For all our disagreements, something was gained each time that built the foundation of our marriage on beams of steel. Some silly arguments we have had made our marriage therapist from years ago laugh. Like the time I wanted a divorce because Kenny wouldn't let me wear his underwear under my skirt for a bachelorette party (my plan was to jump up on a table and strip down to the men's breifs and bra...)

Or the time we actually were being sabbotaged by a disgruntled employee, who planted her ID in his car and had her father call me up to tell me lies. That took us over 3 years to sort out. It's what landed us in the therapist office after 2 years of trying unsuccessfully to sort it out on our own. It just kept creeping back into the marriage, like thick stemmed ivy breaking the foundation walls of a building. It would have kept making things weaker if we hadn't confronted it, discussed it honestly and brutally bluntly, and turn it into something that strengthened our marriage rather than ruin it.

It's not so much about communicating... we did that all the time. The problem was ineffective communication... knowing everything going on, solving nothing. Two sides to every story, sometimes even 8 sides to every story! Now we've actually become pretty effecient at solving things first, talking about them second, and moving on from it.

During typing this out, we've been playing a game of Scrabble on ISC... Kenny just beat me 380 to 350 (weird for both our scores to end in zero like that, not normal)... we're doing a rematch now and then we'll probably head out with some good tunes playing in the CD player and 11 years under our belts. :O)



Friday, June 04, 2004

The past few days have been a blur of 'oh no' and 'jesus fucking christ' and a lot of cleaning. I'm sometimes thankful for OCD, the organizing, dusting and arranging until your head feels clear or your body drops... it's a good, natural way to deal with things, I think. The house looks great and the two most major events this week seem to be stabilizing.
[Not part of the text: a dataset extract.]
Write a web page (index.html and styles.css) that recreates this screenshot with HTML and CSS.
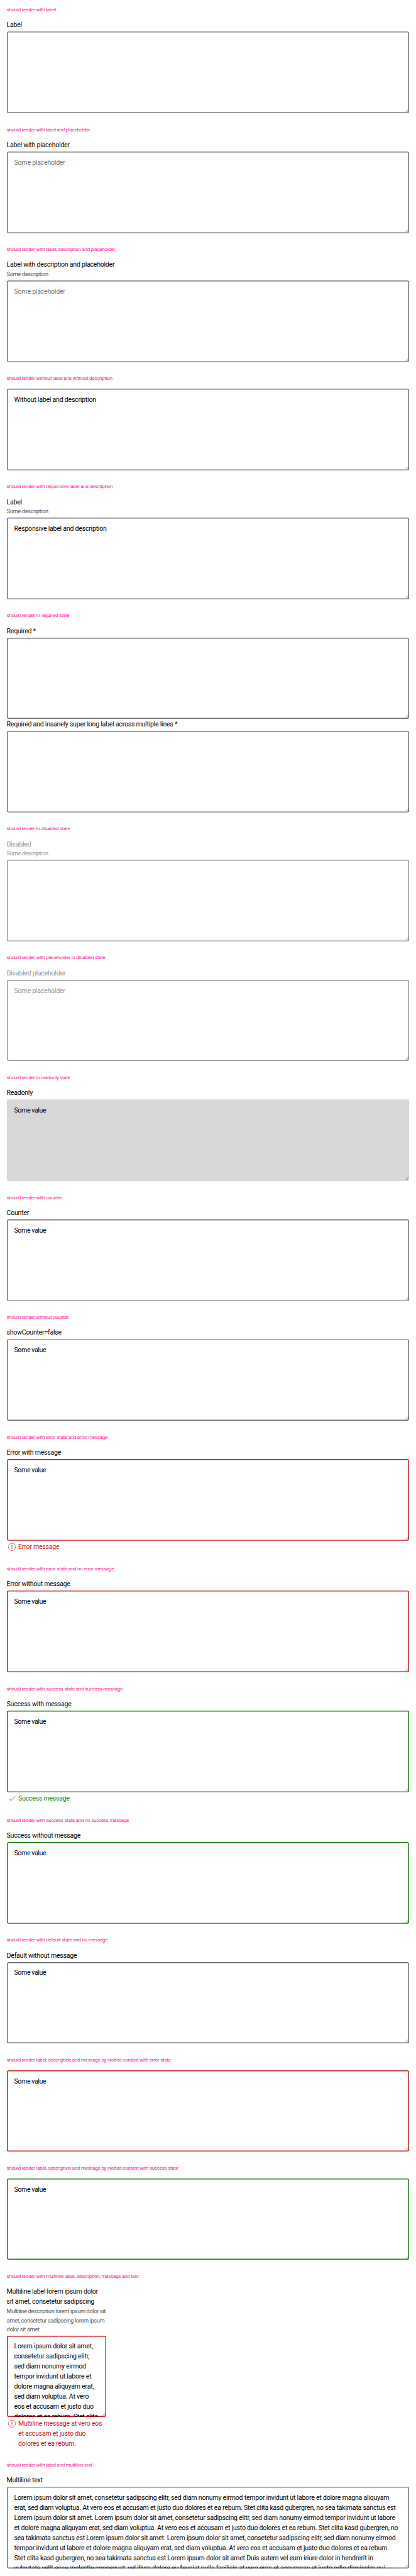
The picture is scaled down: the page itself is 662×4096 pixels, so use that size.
FILE: index.html
```html
<!DOCTYPE html>
<html lang="en">
<head>
<meta charset="utf-8">
<title>Textarea wrapper</title>
<link rel="stylesheet" href="styles.css">
</head>
<body>
<svg class="defs" width="0" height="0" aria-hidden="true">
  <symbol id="grip" viewBox="0 0 8 8"><path d="M.3 7.8 7.7.4M4.5 7.8 7.7 4.6" fill="none" stroke="#55565a" stroke-width=".9"/></symbol>
  <symbol id="error" viewBox="0 0 24 24"><circle cx="12" cy="12" r="8.5" fill="none" stroke="currentColor"/><path d="M11.1 7.2h1.8l-.3 6h-1.2zM11.2 14.9h1.6v1.7h-1.6z" fill="currentColor"/></symbol>
  <symbol id="check" viewBox="0 0 24 24"><path d="m5.2 12 5 4.6L19.8 6.6" fill="none" stroke="currentColor" stroke-width="1.2"/></symbol>
</svg>

<section class="case">
  <h4 class="title">should render with label</h4>
  <div class="label">Label</div>
  <div class="box"><svg class="grip"><use href="#grip"/></svg></div>
</section>

<section class="case">
  <h4 class="title">should render with label and placeholder</h4>
  <div class="label">Label with placeholder</div>
  <div class="box placeholder">Some placeholder<svg class="grip"><use href="#grip"/></svg></div>
</section>

<section class="case">
  <h4 class="title">should render with label, description and placeholder</h4>
  <div class="label">Label with description and placeholder</div>
  <div class="description">Some description</div>
  <div class="box placeholder">Some placeholder<svg class="grip"><use href="#grip"/></svg></div>
</section>

<section class="case">
  <h4 class="title">should render without label and without description</h4>
  <div class="box first">Without label and description<svg class="grip"><use href="#grip"/></svg></div>
</section>

<section class="case">
  <h4 class="title">should render with responsive label and description</h4>
  <div class="label">Label</div>
  <div class="description">Some description</div>
  <div class="box">Responsive label and description<svg class="grip"><use href="#grip"/></svg></div>
</section>

<section class="case">
  <h4 class="title">should render in required state</h4>
  <div class="label">Required *</div>
  <div class="box"><svg class="grip"><use href="#grip"/></svg></div>
  <div class="label">Required and insanely super long label across multiple lines *</div>
  <div class="box"><svg class="grip"><use href="#grip"/></svg></div>
</section>

<section class="case disabled">
  <h4 class="title">should render in disabled state</h4>
  <div class="label">Disabled</div>
  <div class="description">Some description</div>
  <div class="box"><svg class="grip"><use href="#grip"/></svg></div>
</section>

<section class="case disabled">
  <h4 class="title">should render with placeholder in disabled state</h4>
  <div class="label">Disabled placeholder</div>
  <div class="box placeholder">Some placeholder<svg class="grip"><use href="#grip"/></svg></div>
</section>

<section class="case">
  <h4 class="title">should render in readonly state</h4>
  <div class="label">Readonly</div>
  <div class="box readonly value">Some value<svg class="grip"><use href="#grip"/></svg></div>
</section>

<section class="case">
  <h4 class="title">should render with counter</h4>
  <div class="label">Counter</div>
  <div class="box value">Some value<svg class="grip"><use href="#grip"/></svg></div>
</section>

<section class="case">
  <h4 class="title">should render without counter</h4>
  <div class="label">showCounter=false</div>
  <div class="box value">Some value<svg class="grip"><use href="#grip"/></svg></div>
</section>

<section class="case error">
  <h4 class="title">should render with error state and error message</h4>
  <div class="label">Error with message</div>
  <div class="box value">Some value<svg class="grip"><use href="#grip"/></svg></div>
  <div class="message"><svg class="icon"><use href="#error"/></svg><span>Error message</span></div>
</section>

<section class="case error">
  <h4 class="title">should render with error state and no error message</h4>
  <div class="label">Error without message</div>
  <div class="box value">Some value<svg class="grip"><use href="#grip"/></svg></div>
</section>

<section class="case success">
  <h4 class="title">should render with success state and success message</h4>
  <div class="label">Success with message</div>
  <div class="box value">Some value<svg class="grip"><use href="#grip"/></svg></div>
  <div class="message"><svg class="icon"><use href="#check"/></svg><span>Success message</span></div>
</section>

<section class="case success">
  <h4 class="title">should render with success state and no success message</h4>
  <div class="label">Success without message</div>
  <div class="box value">Some value<svg class="grip"><use href="#grip"/></svg></div>
</section>

<section class="case">
  <h4 class="title">should render with default state and no message</h4>
  <div class="label">Default without message</div>
  <div class="box value">Some value<svg class="grip"><use href="#grip"/></svg></div>
</section>

<section class="case error">
  <h4 class="title">should render label, description and message by slotted content with error state</h4>
  <div class="box first value">Some value<svg class="grip"><use href="#grip"/></svg></div>
</section>

<section class="case success">
  <h4 class="title">should render label, description and message by slotted content with success state</h4>
  <div class="box first value">Some value<svg class="grip"><use href="#grip"/></svg></div>
</section>

<section class="case error narrow">
  <h4 class="title">should render with multiline label, description, message and text</h4>
  <div class="label">Multiline label lorem ipsum dolor<br>sit amet, consetetur sadipscing</div>
  <div class="description">Multiline description lorem ipsum dolor sit<br>amet, consetetur sadipscing lorem ipsum<br>dolor sit amet</div>
  <div class="box">Lorem ipsum dolor sit amet,<br>consetetur sadipscing elitr,<br>sed diam nonumy eirmod<br>tempor invidunt ut labore et<br>dolore magna aliquyam erat,<br>sed diam voluptua. At vero<br>eos et accusam et justo duo<br>dolores et ea rebum. Stet clita<svg class="grip"><use href="#grip"/></svg></div>
  <div class="message"><svg class="icon"><use href="#error"/></svg><span>Multiline message at vero eos<br>et accusam et justo duo<br>dolores et ea rebum.</span></div>
</section>

<section class="case">
  <h4 class="title">should render with label and multiline text</h4>
  <div class="label">Multiline text</div>
  <div class="box">Lorem ipsum dolor sit amet, consetetur sadipscing elitr, sed diam nonumy eirmod tempor invidunt ut labore et dolore magna aliquyam<br>erat, sed diam voluptua. At vero eos et accusam et justo duo dolores et ea rebum. Stet clita kasd gubergren, no sea takimata sanctus est<br>Lorem ipsum dolor sit amet. Lorem ipsum dolor sit amet, consetetur sadipscing elitr, sed diam nonumy eirmod tempor invidunt ut labore<br>et dolore magna aliquyam erat, sed diam voluptua. At vero eos et accusam et justo duo dolores et ea rebum. Stet clita kasd gubergren, no<br>sea takimata sanctus est Lorem ipsum dolor sit amet. Lorem ipsum dolor sit amet, consetetur sadipscing elitr, sed diam nonumy eirmod<br>tempor invidunt ut labore et dolore magna aliquyam erat, sed diam voluptua. At vero eos et accusam et justo duo dolores et ea rebum.<br>Stet clita kasd gubergren, no sea takimata sanctus est Lorem ipsum dolor sit amet.Duis autem vel eum iriure dolor in hendrerit in<br>vulputate velit esse molestie consequat, vel illum dolore eu feugiat nulla facilisis at vero eros et accumsan et iusto odio dignissim qui<svg class="grip"><use href="#grip"/></svg></div>
</section>
</body>
</html>
```

FILE: styles.css
```css
/* 1rem = 10 design units */
html {
  font-size: 6.62px;
}

body {
  margin: 0;
  padding: 0 1.6rem 1.6rem;
  background: #fff;
  color: #010205;
  font-family: Roboto, "Liberation Sans", sans-serif;
  white-space: nowrap;
  overflow: hidden;
}

.defs {
  position: absolute;
}

.case {
  --line: #6b6d70;
  padding-top: 3.2rem;
}

.case:first-of-type {
  padding-top: 1.6rem;
}

.title {
  margin: 0 0 1.52rem;
  padding-top: 0.08rem;
  color: #ff1493;
  font-size: 1.2rem;
  font-weight: 400;
  line-height: 1.6rem;
  letter-spacing: -0.036rem;
}

.label {
  margin-bottom: -0.08rem;
  padding-top: 0.08rem;
  font-size: 1.6rem;
  line-height: 2.4rem;
  letter-spacing: -0.037rem;
}

.description {
  margin-bottom: -0.08rem;
  padding-top: 0.08rem;
  color: #535457;
  font-size: 1.4rem;
  line-height: 2.18rem;
  letter-spacing: -0.055rem;
}

.box {
  position: relative;
  box-sizing: border-box;
  height: 19.6rem;
  margin-top: 0.4rem;
  padding: 1.5rem 1.8rem 0;
  border-radius: 0.4rem;
  box-shadow: inset 0 0 0 0.21rem var(--line);
  font-size: 1.6rem;
  line-height: 2.4rem;
  letter-spacing: -0.035rem;
  overflow: hidden;
  /* keeps the last, cut-off line inside the frame */
  clip-path: inset(0 round 0.4rem);
}

.box.first {
  margin-top: 0;
}

.box.value {
  letter-spacing: -0.06rem;
}

.box.placeholder {
  color: #77787b;
}

.box.readonly {
  background: #d8d8da;
  box-shadow: none;
}

.grip {
  position: absolute;
  right: 0.25rem;
  bottom: 0.25rem;
  width: 0.8rem;
  height: 0.8rem;
}

.message {
  display: flex;
  gap: 0.4rem;
  margin-top: 0.4rem;
  color: var(--line);
  font-size: 1.6rem;
  line-height: 2.4rem;
  letter-spacing: -0.037rem;
}

.icon {
  flex: none;
  width: 2.4rem;
  height: 2.4rem;
}

.disabled {
  --line: #949598;
}

.disabled .label,
.disabled .description,
.disabled .box {
  color: #949598;
}

.error {
  --line: #cc1922;
}

.success {
  --line: #197e10;
}

.narrow .box {
  width: 24rem;
}
```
He's a year and a half here on this earth, and things changed forever this week when a pot of boiling water fell upon him, 3rd degree burns... so deep his lungs got burned. He's been put into a medically induced coma. His mom is the most doting mom I know, the most careful, the most protective... accidents really can happen in the blink of an eye. He'll be in Boston for at least a month and a half, probably much more. Each day that goes by he is that much closer to making it, but each day that goes by also reveals the extensive damage done. Going door to door on Sunday to take up a collection for gas money so she can travel to Boston from Cape Cod as often as needed without worrying too much about the rising gas prices.

I talked with Noodle yesterday about all this, she couldn't stop crying when she heard what had happened to the little guy, and it seems to have become that 'something bigger than yourself' moment in her life. A time of clarity... that the world can revolve around you and you alone, if you want to only focus on you... but when you look around yourself and see the things going on in other people's lives and the ways you can make a positive difference, instead of having a negative effect on your own out of boredom or complacency... I want to be hopeful that she will somehow grab hold of her life in a more 'put it to use' kind of way. She's so creative and bright, she could really have an amazing impact on this world.

My favorite phrases from the boys this week:

Winter: "that is so cool"
KC: "awesome"

Working most of this weekend, which will be good... floating between stores, organizing... just what I need more of so I can think, think, think.